A stereo vision-based real-time 3D hand pose estimation system combining nonlinear optimization

Gesture interaction is the most primitive and natural way for humans to interact and plays a crucial role in virtual reality and augmented reality technologies. It enables control of virtual environments, such as selecting, moving, and rotating virtual objects using gestures. While there are various 2D pose estimation methods based on convolutional neural networks (CNNs) that can be tracked and labeled from 2D videos, real-world gesture interactions occur in 3D space. Common 3D pose estimation methods rely on supervised learning and yield accurate results but are costly in terms of obtaining 3D data through camera calibration and annotation. Moreover, the limitations of mobile computing power hinder the deployment of advanced algorithms, posing challenges for industrial applications. To address the difficulty of acquiring 3D annotated data and the limitations of mobile algorithms, this paper proposes a lightweight approach that combines hand biomechanics and nonlinear optimization, enabling 3D pose estimation with binocular cameras during training without relying on extensive 3D data labeling. We employ a lightweight model based on convolutional neural networks to detect and track hand keypoints in binocular cameras, followed by the computation of reprojection error.

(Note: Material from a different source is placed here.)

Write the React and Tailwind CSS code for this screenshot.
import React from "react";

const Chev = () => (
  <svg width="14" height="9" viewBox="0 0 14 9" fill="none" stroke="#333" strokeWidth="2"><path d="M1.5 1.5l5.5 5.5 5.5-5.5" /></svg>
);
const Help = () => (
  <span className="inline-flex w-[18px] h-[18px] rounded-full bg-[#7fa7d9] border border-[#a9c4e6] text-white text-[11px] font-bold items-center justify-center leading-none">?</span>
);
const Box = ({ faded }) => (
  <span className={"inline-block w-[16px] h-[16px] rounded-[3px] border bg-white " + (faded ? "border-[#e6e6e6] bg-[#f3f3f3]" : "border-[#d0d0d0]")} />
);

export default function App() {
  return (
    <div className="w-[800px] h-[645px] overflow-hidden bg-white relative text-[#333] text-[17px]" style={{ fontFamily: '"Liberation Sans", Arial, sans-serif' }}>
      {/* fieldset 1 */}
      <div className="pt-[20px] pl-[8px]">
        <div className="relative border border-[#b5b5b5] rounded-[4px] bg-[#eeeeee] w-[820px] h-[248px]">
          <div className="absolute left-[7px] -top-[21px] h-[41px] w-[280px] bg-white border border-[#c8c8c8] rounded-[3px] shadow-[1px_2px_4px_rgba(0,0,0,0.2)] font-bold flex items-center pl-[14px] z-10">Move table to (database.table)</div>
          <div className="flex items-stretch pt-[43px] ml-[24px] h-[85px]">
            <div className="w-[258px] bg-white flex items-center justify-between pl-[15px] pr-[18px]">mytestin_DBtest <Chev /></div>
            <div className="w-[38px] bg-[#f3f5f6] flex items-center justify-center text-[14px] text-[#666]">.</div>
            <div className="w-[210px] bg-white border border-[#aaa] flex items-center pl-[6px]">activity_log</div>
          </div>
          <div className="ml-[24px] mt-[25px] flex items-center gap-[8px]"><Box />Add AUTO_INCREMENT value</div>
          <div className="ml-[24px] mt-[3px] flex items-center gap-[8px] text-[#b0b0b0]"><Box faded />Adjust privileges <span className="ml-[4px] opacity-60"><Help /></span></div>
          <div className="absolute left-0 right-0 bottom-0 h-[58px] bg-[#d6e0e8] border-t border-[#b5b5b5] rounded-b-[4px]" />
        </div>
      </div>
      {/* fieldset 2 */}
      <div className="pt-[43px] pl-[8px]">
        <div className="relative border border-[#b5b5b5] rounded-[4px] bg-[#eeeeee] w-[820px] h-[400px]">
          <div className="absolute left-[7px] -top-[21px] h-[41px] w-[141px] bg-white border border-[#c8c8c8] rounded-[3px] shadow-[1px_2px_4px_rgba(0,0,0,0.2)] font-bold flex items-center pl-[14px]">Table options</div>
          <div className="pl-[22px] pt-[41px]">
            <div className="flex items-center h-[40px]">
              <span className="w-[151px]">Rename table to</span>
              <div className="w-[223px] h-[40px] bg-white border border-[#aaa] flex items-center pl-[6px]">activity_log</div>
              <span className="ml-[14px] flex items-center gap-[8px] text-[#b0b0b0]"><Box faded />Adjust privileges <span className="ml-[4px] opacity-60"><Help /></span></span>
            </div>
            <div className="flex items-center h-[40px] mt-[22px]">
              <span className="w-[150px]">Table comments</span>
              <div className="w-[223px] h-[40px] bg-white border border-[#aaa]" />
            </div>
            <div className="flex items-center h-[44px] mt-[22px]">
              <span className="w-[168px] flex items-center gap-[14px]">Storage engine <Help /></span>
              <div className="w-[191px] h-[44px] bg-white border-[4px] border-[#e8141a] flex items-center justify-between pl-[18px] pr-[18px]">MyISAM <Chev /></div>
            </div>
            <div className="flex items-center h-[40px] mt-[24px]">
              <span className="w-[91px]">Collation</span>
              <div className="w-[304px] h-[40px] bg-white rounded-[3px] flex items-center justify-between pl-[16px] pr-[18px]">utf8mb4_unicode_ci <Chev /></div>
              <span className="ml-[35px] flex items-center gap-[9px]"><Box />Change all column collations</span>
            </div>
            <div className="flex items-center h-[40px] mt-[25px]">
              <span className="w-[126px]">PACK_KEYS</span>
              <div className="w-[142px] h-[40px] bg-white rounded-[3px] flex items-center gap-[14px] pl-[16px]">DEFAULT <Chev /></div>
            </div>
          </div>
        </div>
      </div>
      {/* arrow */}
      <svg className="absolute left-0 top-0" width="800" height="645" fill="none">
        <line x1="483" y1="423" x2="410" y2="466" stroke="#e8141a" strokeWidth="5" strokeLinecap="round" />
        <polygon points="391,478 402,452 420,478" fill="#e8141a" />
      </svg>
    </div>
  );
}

Reprojection error serves as the optimization objective in 3D pose estimation, allowing for more accurate 3D camera coordinates by minimizing this error. Constraints on palm size and joint lengths are applied to prevent unrealistic hand poses. Finally, the Levenberg- Marquardt algorithm is used for nonlinear optimization to obtain the optimal 3D hand pose estimation. We conducted experiments on a test gesture dataset and compared our method with mediapipe, demonstrating our advantages in accuracy and real-time performance. Furthermore, we deployed the system on augmented reality glasses powered by the RK3588 SOC and utilized NPU acceleration, achieving a frame rate of 50PFS. The proposed 2.5D pose estimation model based on binocular cameras and nonlinear optimization leverages information from multiple viewpoints, resulting in more accurate 3D pose estimation suitable for virtual reality and augmented reality applications. It handles noise, mismatches, and hand occlusions, exhibiting superior robustness in complex scenarios.